It’s a technique I came up with when trying to antialias my shadow maps, and which to my great surprise easily expanded to soft shadows.
Pros:
-Can be done with a single shadow map, in this case 256256
-Works on any hardware that can do shadow mapping
-With only a small speed decrease from normal shadow maps. That scene runs in realtime on my tnt with 128128 shadow maps. The limiting factor is slow render to texture.
Cons:
-Only outer penumbra. Inner penumbra is possible, but requires an additional, depth peeled shadow map.
-Aliasing, need for tweaking, difficult for omni lights. The typical shadowmap stuff.
So it’s not perfect, but it’s by far the lightest soft shadow technique I’m aware of. There should be no major artifacts other than the ones mentioned in the cons-section.
My tnt just keeps surprising me with the things it can do… No, it doesn’t support hardware shadow mapping the way the new geforces do, but you can do basic shadow mapping on any hardware that supports multitexture, tex_env_combine and projective textures.
Inner and outer penumbras don’t exist in real life, they’re just terms I saw in some shadow mapping document. If you think of the shadow of an object, the inner penumbra is the soft section inside the corresponding hard shadow, and outer penumbra is the soft section outside of it.
No, I don’t mean penumbra and umbra. The concepts are described in this presentation http://www.mpi-sb.mpg.de/~brabec/doc/talk_gi02.ppt
But I’m not using that technique. Nor am I using the soft shadows for linear lightsources, which is the only Heindrich algorithm I found.
Actually both of these techniques look like really complicated (and thus slow) to me. Search algorithms, computer vision stuff…
I know you didn’t. I was trying to clarify the basic concepts of penumbra/umbra. The link I gave had a nice picture which explained this, the actual paper in the link was to me irrelevent.
The penumbras (or is it penumbrae, who knows…) are stored in the color channel of a shadow map, and the lighting gets modulated by them. Umbra is taken care of by the normal depth map comparision. If you don’t trust that it works, see my screenshot, it features many different overlapping umbras/penumbras, all giving a visually ok result.
You draw the penumbras by drawing black quads on the silhouette edges into the shadow map. The quads are extruded in the direction of the vertex normals and have full opacity where they meet the edge, and zero at their other extent. Like edge antialiasing, you know.

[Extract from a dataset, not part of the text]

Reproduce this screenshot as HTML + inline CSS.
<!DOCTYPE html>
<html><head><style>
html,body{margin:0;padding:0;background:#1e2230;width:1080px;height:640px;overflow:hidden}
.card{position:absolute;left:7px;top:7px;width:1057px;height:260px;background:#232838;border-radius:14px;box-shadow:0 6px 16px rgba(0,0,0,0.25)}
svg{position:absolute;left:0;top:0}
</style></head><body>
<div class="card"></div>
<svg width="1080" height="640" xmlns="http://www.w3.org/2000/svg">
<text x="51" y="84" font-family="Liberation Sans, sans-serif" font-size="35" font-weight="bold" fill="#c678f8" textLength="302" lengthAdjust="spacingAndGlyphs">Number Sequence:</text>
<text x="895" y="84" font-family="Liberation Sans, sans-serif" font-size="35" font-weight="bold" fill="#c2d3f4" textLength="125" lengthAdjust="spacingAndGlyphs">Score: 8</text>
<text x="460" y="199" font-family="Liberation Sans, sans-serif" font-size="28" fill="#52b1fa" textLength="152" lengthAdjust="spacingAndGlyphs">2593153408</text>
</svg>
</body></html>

The actual trick is to draw multiple quads per edge. Each quad is pushed away from the light so that it’s depth gets greater, but it’s projection on the shadow map remains the same. At the same time you make the quads wider so that the distant ones produce more blur than the original ones. The depth test will take care of the rest. When the shadow reciever is close to the caster, only the sharp silhouettes get drawn, and the further it gets, the more blurred silhouettes get visible.

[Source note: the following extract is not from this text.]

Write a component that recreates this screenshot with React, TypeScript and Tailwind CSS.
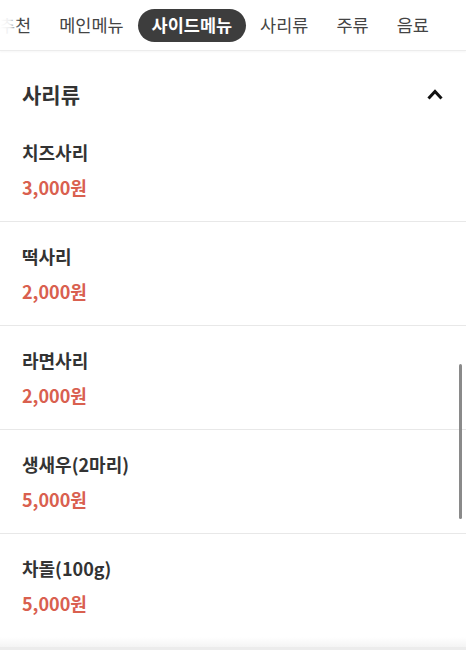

>>>You draw the penumbras by drawing black quads on the silhouette edges into the shadow map. The quads are extruded in the direction of the vertex normals and have full opacity where they meet the edge, and zero at their other extent. Like edge antialiasing, you know<<<
Hey, that was my first idea. Thanks for doing the work for me
Ask Zed (I think it was him) who posted a topic about comming up a new super-duper idea, but he didn’t want to tell us what it was, except it can do soft shadows of objects and the soft shadows of the bumpmaps.
Yeah, it did cross my mind that this is what he is doing. You can get the bumps cast shadows, kind of, if you somehow use the bumpmap to affect the silhouette opacity. I used to do something like that to fake displacement mapping. That’s just for the silhouettes though, for the other bumps you would have to use stuff like horizon maps.
Two things don’t match though, he said he isn’t using shadowmaps, and he is having trouble implementing it on a geforce2. Must be something else.